*** DATA EXCERPTS ***
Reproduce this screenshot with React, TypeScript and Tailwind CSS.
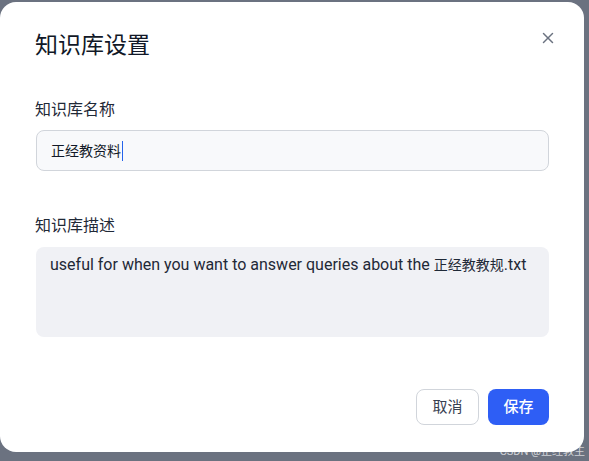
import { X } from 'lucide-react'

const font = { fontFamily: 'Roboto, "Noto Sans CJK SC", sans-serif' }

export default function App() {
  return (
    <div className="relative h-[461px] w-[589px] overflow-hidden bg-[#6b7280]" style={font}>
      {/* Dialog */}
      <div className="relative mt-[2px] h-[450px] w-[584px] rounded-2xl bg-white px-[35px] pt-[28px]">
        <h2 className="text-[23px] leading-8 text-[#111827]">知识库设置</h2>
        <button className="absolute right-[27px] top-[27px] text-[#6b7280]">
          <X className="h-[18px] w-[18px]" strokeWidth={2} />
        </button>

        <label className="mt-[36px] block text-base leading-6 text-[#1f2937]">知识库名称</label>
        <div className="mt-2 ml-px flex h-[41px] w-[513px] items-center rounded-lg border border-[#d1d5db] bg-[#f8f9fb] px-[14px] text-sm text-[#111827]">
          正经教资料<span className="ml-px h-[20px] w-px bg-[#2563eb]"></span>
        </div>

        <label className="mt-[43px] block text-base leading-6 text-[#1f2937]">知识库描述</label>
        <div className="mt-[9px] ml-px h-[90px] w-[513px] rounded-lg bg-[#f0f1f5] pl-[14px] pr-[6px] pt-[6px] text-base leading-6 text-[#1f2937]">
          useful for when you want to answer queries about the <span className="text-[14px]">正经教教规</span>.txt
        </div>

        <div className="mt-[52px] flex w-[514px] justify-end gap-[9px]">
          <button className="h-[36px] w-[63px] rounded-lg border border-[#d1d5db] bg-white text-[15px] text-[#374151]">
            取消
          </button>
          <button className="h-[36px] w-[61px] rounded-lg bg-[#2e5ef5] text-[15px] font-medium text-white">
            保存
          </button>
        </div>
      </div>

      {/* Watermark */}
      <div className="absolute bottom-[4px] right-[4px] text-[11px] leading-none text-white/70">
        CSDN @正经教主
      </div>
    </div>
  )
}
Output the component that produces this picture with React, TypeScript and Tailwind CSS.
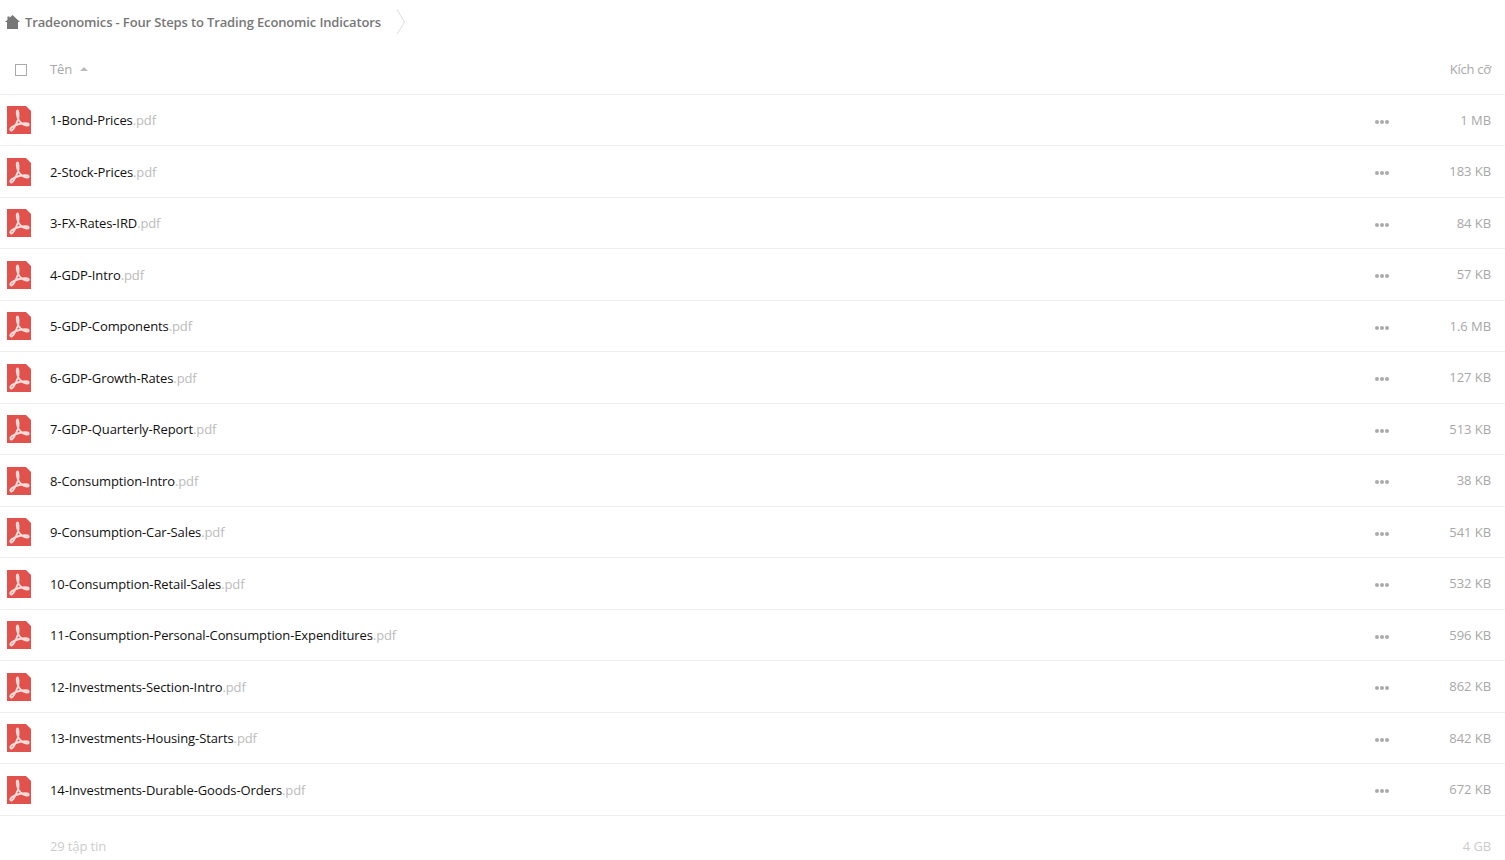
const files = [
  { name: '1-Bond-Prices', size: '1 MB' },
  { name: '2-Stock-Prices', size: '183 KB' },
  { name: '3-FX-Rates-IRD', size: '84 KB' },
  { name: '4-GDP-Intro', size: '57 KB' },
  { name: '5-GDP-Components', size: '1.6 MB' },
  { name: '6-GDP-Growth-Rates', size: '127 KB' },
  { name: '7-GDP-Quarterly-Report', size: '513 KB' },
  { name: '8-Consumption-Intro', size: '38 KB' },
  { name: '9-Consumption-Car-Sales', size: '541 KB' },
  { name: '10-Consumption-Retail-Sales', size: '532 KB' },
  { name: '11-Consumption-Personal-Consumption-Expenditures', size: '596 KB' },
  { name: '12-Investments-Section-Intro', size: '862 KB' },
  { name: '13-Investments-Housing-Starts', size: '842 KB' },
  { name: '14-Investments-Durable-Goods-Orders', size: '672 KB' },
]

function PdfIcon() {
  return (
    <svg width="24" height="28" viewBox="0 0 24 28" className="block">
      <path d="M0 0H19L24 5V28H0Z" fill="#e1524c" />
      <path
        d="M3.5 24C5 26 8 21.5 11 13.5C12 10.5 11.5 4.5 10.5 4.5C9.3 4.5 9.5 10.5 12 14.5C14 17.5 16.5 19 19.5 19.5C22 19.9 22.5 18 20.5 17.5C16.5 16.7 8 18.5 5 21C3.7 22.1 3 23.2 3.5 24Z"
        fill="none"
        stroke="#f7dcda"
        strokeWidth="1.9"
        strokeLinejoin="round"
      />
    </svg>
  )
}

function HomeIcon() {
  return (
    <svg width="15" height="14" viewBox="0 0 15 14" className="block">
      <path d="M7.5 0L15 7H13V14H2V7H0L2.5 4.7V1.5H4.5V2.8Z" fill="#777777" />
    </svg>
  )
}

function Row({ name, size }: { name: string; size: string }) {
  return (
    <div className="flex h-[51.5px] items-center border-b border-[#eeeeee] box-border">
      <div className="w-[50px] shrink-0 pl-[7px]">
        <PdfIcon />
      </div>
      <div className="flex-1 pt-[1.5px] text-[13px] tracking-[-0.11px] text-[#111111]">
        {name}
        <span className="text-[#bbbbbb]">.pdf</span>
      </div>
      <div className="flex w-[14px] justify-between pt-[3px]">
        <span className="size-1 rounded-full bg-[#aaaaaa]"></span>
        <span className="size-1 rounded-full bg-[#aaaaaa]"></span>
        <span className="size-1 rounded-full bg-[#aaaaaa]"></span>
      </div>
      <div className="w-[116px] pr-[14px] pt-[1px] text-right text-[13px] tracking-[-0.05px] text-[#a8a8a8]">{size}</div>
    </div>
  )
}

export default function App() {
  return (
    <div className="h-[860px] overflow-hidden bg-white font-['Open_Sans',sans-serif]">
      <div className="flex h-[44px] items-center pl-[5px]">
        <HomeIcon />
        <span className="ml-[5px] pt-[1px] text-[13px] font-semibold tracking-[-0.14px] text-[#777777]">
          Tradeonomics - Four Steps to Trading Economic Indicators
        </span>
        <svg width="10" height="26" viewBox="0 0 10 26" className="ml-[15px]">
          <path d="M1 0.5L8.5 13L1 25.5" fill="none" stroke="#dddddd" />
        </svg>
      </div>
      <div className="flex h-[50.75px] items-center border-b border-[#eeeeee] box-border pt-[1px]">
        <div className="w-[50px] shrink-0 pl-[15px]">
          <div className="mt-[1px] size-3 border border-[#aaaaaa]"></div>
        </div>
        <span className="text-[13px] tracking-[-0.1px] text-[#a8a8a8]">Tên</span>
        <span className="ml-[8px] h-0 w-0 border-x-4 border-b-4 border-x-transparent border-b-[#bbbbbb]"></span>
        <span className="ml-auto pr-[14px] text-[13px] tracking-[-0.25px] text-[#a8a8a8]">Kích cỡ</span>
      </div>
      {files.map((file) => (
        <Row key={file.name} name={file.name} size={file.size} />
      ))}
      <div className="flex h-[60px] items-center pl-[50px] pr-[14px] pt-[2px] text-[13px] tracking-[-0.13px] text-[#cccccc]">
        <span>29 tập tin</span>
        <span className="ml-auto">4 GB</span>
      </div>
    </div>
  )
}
***
WRITTEN INSTRUCTION
Omit the pictures and give the material again, exactly and in full.

SOLUTION BELOW
Reproduce this screenshot with React, TypeScript and Tailwind CSS.
import { X } from 'lucide-react'

const font = { fontFamily: 'Roboto, "Noto Sans CJK SC", sans-serif' }

export default function App() {
  return (
    <div className="relative h-[461px] w-[589px] overflow-hidden bg-[#6b7280]" style={font}>
      {/* Dialog */}
      <div className="relative mt-[2px] h-[450px] w-[584px] rounded-2xl bg-white px-[35px] pt-[28px]">
        <h2 className="text-[23px] leading-8 text-[#111827]">知识库设置</h2>
        <button className="absolute right-[27px] top-[27px] text-[#6b7280]">
          <X className="h-[18px] w-[18px]" strokeWidth={2} />
        </button>

        <label className="mt-[36px] block text-base leading-6 text-[#1f2937]">知识库名称</label>
        <div className="mt-2 ml-px flex h-[41px] w-[513px] items-center rounded-lg border border-[#d1d5db] bg-[#f8f9fb] px-[14px] text-sm text-[#111827]">
          正经教资料<span className="ml-px h-[20px] w-px bg-[#2563eb]"></span>
        </div>

        <label className="mt-[43px] block text-base leading-6 text-[#1f2937]">知识库描述</label>
        <div className="mt-[9px] ml-px h-[90px] w-[513px] rounded-lg bg-[#f0f1f5] pl-[14px] pr-[6px] pt-[6px] text-base leading-6 text-[#1f2937]">
          useful for when you want to answer queries about the <span className="text-[14px]">正经教教规</span>.txt
        </div>

        <div className="mt-[52px] flex w-[514px] justify-end gap-[9px]">
          <button className="h-[36px] w-[63px] rounded-lg border border-[#d1d5db] bg-white text-[15px] text-[#374151]">
            取消
          </button>
          <button className="h-[36px] w-[61px] rounded-lg bg-[#2e5ef5] text-[15px] font-medium text-white">
            保存
          </button>
        </div>
      </div>

      {/* Watermark */}
      <div className="absolute bottom-[4px] right-[4px] text-[11px] leading-none text-white/70">
        CSDN @正经教主
      </div>
    </div>
  )
}
Output the component that produces this picture with React, TypeScript and Tailwind CSS.
const files = [
  { name: '1-Bond-Prices', size: '1 MB' },
  { name: '2-Stock-Prices', size: '183 KB' },
  { name: '3-FX-Rates-IRD', size: '84 KB' },
  { name: '4-GDP-Intro', size: '57 KB' },
  { name: '5-GDP-Components', size: '1.6 MB' },
  { name: '6-GDP-Growth-Rates', size: '127 KB' },
  { name: '7-GDP-Quarterly-Report', size: '513 KB' },
  { name: '8-Consumption-Intro', size: '38 KB' },
  { name: '9-Consumption-Car-Sales', size: '541 KB' },
  { name: '10-Consumption-Retail-Sales', size: '532 KB' },
  { name: '11-Consumption-Personal-Consumption-Expenditures', size: '596 KB' },
  { name: '12-Investments-Section-Intro', size: '862 KB' },
  { name: '13-Investments-Housing-Starts', size: '842 KB' },
  { name: '14-Investments-Durable-Goods-Orders', size: '672 KB' },
]

function PdfIcon() {
  return (
    <svg width="24" height="28" viewBox="0 0 24 28" className="block">
      <path d="M0 0H19L24 5V28H0Z" fill="#e1524c" />
      <path
        d="M3.5 24C5 26 8 21.5 11 13.5C12 10.5 11.5 4.5 10.5 4.5C9.3 4.5 9.5 10.5 12 14.5C14 17.5 16.5 19 19.5 19.5C22 19.9 22.5 18 20.5 17.5C16.5 16.7 8 18.5 5 21C3.7 22.1 3 23.2 3.5 24Z"
        fill="none"
        stroke="#f7dcda"
        strokeWidth="1.9"
        strokeLinejoin="round"
      />
    </svg>
  )
}

function HomeIcon() {
  return (
    <svg width="15" height="14" viewBox="0 0 15 14" className="block">
      <path d="M7.5 0L15 7H13V14H2V7H0L2.5 4.7V1.5H4.5V2.8Z" fill="#777777" />
    </svg>
  )
}

function Row({ name, size }: { name: string; size: string }) {
  return (
    <div className="flex h-[51.5px] items-center border-b border-[#eeeeee] box-border">
      <div className="w-[50px] shrink-0 pl-[7px]">
        <PdfIcon />
      </div>
      <div className="flex-1 pt-[1.5px] text-[13px] tracking-[-0.11px] text-[#111111]">
        {name}
        <span className="text-[#bbbbbb]">.pdf</span>
      </div>
      <div className="flex w-[14px] justify-between pt-[3px]">
        <span className="size-1 rounded-full bg-[#aaaaaa]"></span>
        <span className="size-1 rounded-full bg-[#aaaaaa]"></span>
        <span className="size-1 rounded-full bg-[#aaaaaa]"></span>
      </div>
      <div className="w-[116px] pr-[14px] pt-[1px] text-right text-[13px] tracking-[-0.05px] text-[#a8a8a8]">{size}</div>
    </div>
  )
}

export default function App() {
  return (
    <div className="h-[860px] overflow-hidden bg-white font-['Open_Sans',sans-serif]">
      <div className="flex h-[44px] items-center pl-[5px]">
        <HomeIcon />
        <span className="ml-[5px] pt-[1px] text-[13px] font-semibold tracking-[-0.14px] text-[#777777]">
          Tradeonomics - Four Steps to Trading Economic Indicators
        </span>
        <svg width="10" height="26" viewBox="0 0 10 26" className="ml-[15px]">
          <path d="M1 0.5L8.5 13L1 25.5" fill="none" stroke="#dddddd" />
        </svg>
      </div>
      <div className="flex h-[50.75px] items-center border-b border-[#eeeeee] box-border pt-[1px]">
        <div className="w-[50px] shrink-0 pl-[15px]">
          <div className="mt-[1px] size-3 border border-[#aaaaaa]"></div>
        </div>
        <span className="text-[13px] tracking-[-0.1px] text-[#a8a8a8]">Tên</span>
        <span className="ml-[8px] h-0 w-0 border-x-4 border-b-4 border-x-transparent border-b-[#bbbbbb]"></span>
        <span className="ml-auto pr-[14px] text-[13px] tracking-[-0.25px] text-[#a8a8a8]">Kích cỡ</span>
      </div>
      {files.map((file) => (
        <Row key={file.name} name={file.name} size={file.size} />
      ))}
      <div className="flex h-[60px] items-center pl-[50px] pr-[14px] pt-[2px] text-[13px] tracking-[-0.13px] text-[#cccccc]">
        <span>29 tập tin</span>
        <span className="ml-auto">4 GB</span>
      </div>
    </div>
  )
}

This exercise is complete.